> [INSTRUCTION]:
Set all the material down again unchanged, without the pictures.

>> Start

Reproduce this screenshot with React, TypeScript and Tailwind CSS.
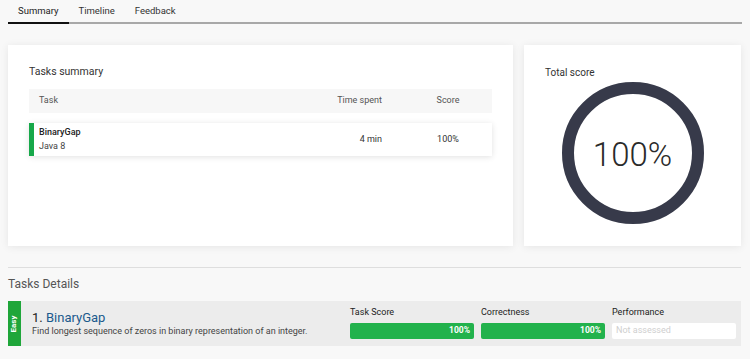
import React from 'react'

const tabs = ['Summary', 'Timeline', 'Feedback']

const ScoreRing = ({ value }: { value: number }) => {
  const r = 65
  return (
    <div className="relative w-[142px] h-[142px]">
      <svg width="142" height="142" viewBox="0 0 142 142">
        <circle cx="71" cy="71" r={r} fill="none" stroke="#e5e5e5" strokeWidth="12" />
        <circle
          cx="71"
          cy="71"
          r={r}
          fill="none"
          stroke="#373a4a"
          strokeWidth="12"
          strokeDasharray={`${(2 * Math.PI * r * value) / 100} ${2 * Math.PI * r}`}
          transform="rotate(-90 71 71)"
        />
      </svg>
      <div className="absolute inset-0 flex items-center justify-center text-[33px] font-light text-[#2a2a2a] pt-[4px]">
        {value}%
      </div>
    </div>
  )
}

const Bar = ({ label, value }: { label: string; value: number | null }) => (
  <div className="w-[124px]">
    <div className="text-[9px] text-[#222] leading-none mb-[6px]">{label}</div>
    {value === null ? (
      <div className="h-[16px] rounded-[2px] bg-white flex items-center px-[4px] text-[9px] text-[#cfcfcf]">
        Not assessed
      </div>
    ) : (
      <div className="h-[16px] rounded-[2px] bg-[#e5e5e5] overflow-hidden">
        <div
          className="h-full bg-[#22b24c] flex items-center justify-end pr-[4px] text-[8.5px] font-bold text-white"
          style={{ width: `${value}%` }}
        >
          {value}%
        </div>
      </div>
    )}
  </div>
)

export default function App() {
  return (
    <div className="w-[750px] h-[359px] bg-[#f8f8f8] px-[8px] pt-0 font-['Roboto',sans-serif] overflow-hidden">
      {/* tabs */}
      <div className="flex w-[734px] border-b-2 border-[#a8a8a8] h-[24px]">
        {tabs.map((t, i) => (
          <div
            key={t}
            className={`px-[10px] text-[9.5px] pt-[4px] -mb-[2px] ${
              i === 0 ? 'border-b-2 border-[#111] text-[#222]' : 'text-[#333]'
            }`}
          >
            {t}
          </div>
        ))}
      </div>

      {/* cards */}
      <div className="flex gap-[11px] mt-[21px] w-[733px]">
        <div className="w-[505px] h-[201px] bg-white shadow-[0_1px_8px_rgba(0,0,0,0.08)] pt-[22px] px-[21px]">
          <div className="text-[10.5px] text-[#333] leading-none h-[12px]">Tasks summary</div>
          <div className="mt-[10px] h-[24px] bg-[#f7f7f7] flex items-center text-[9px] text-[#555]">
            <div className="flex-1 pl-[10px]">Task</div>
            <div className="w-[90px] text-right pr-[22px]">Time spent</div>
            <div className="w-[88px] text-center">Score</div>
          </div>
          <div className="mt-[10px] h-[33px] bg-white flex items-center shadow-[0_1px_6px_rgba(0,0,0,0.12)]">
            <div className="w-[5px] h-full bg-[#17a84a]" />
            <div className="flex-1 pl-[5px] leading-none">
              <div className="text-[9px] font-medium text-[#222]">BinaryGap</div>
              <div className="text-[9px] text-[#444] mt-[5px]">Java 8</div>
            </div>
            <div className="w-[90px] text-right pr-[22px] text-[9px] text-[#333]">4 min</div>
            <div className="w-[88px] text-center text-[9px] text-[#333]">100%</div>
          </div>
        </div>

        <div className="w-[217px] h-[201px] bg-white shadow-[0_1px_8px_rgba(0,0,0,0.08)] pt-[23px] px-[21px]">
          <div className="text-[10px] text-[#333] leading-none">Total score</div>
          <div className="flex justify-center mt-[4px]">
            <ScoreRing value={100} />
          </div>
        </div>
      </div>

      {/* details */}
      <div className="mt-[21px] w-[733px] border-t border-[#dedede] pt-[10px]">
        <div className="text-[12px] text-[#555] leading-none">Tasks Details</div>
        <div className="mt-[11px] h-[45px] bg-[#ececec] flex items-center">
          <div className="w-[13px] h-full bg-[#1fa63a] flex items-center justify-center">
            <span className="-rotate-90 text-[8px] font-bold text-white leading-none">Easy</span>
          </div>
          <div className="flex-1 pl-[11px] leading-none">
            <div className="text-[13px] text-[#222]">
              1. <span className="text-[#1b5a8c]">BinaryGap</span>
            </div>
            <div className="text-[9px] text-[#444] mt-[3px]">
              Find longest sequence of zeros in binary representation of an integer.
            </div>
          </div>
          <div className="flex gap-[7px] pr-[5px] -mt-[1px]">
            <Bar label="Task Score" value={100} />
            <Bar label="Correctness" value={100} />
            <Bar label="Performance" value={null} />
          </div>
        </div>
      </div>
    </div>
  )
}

>> End

> [EXERCISE OUTPUT]:
Reproduce this screenshot with React, TypeScript and Tailwind CSS.
import React from 'react'

const tabs = ['Summary', 'Timeline', 'Feedback']

const ScoreRing = ({ value }: { value: number }) => {
  const r = 65
  return (
    <div className="relative w-[142px] h-[142px]">
      <svg width="142" height="142" viewBox="0 0 142 142">
        <circle cx="71" cy="71" r={r} fill="none" stroke="#e5e5e5" strokeWidth="12" />
        <circle
          cx="71"
          cy="71"
          r={r}
          fill="none"
          stroke="#373a4a"
          strokeWidth="12"
          strokeDasharray={`${(2 * Math.PI * r * value) / 100} ${2 * Math.PI * r}`}
          transform="rotate(-90 71 71)"
        />
      </svg>
      <div className="absolute inset-0 flex items-center justify-center text-[33px] font-light text-[#2a2a2a] pt-[4px]">
        {value}%
      </div>
    </div>
  )
}

const Bar = ({ label, value }: { label: string; value: number | null }) => (
  <div className="w-[124px]">
    <div className="text-[9px] text-[#222] leading-none mb-[6px]">{label}</div>
    {value === null ? (
      <div className="h-[16px] rounded-[2px] bg-white flex items-center px-[4px] text-[9px] text-[#cfcfcf]">
        Not assessed
      </div>
    ) : (
      <div className="h-[16px] rounded-[2px] bg-[#e5e5e5] overflow-hidden">
        <div
          className="h-full bg-[#22b24c] flex items-center justify-end pr-[4px] text-[8.5px] font-bold text-white"
          style={{ width: `${value}%` }}
        >
          {value}%
        </div>
      </div>
    )}
  </div>
)

export default function App() {
  return (
    <div className="w-[750px] h-[359px] bg-[#f8f8f8] px-[8px] pt-0 font-['Roboto',sans-serif] overflow-hidden">
      {/* tabs */}
      <div className="flex w-[734px] border-b-2 border-[#a8a8a8] h-[24px]">
        {tabs.map((t, i) => (
          <div
            key={t}
            className={`px-[10px] text-[9.5px] pt-[4px] -mb-[2px] ${
              i === 0 ? 'border-b-2 border-[#111] text-[#222]' : 'text-[#333]'
            }`}
          >
            {t}
          </div>
        ))}
      </div>

      {/* cards */}
      <div className="flex gap-[11px] mt-[21px] w-[733px]">
        <div className="w-[505px] h-[201px] bg-white shadow-[0_1px_8px_rgba(0,0,0,0.08)] pt-[22px] px-[21px]">
          <div className="text-[10.5px] text-[#333] leading-none h-[12px]">Tasks summary</div>
          <div className="mt-[10px] h-[24px] bg-[#f7f7f7] flex items-center text-[9px] text-[#555]">
            <div className="flex-1 pl-[10px]">Task</div>
            <div className="w-[90px] text-right pr-[22px]">Time spent</div>
            <div className="w-[88px] text-center">Score</div>
          </div>
          <div className="mt-[10px] h-[33px] bg-white flex items-center shadow-[0_1px_6px_rgba(0,0,0,0.12)]">
            <div className="w-[5px] h-full bg-[#17a84a]" />
            <div className="flex-1 pl-[5px] leading-none">
              <div className="text-[9px] font-medium text-[#222]">BinaryGap</div>
              <div className="text-[9px] text-[#444] mt-[5px]">Java 8</div>
            </div>
            <div className="w-[90px] text-right pr-[22px] text-[9px] text-[#333]">4 min</div>
            <div className="w-[88px] text-center text-[9px] text-[#333]">100%</div>
          </div>
        </div>

        <div className="w-[217px] h-[201px] bg-white shadow-[0_1px_8px_rgba(0,0,0,0.08)] pt-[23px] px-[21px]">
          <div className="text-[10px] text-[#333] leading-none">Total score</div>
          <div className="flex justify-center mt-[4px]">
            <ScoreRing value={100} />
          </div>
        </div>
      </div>

      {/* details */}
      <div className="mt-[21px] w-[733px] border-t border-[#dedede] pt-[10px]">
        <div className="text-[12px] text-[#555] leading-none">Tasks Details</div>
        <div className="mt-[11px] h-[45px] bg-[#ececec] flex items-center">
          <div className="w-[13px] h-full bg-[#1fa63a] flex items-center justify-center">
            <span className="-rotate-90 text-[8px] font-bold text-white leading-none">Easy</span>
          </div>
          <div className="flex-1 pl-[11px] leading-none">
            <div className="text-[13px] text-[#222]">
              1. <span className="text-[#1b5a8c]">BinaryGap</span>
            </div>
            <div className="text-[9px] text-[#444] mt-[3px]">
              Find longest sequence of zeros in binary representation of an integer.
            </div>
          </div>
          <div className="flex gap-[7px] pr-[5px] -mt-[1px]">
            <Bar label="Task Score" value={100} />
            <Bar label="Correctness" value={100} />
            <Bar label="Performance" value={null} />
          </div>
        </div>
      </div>
    </div>
  )
}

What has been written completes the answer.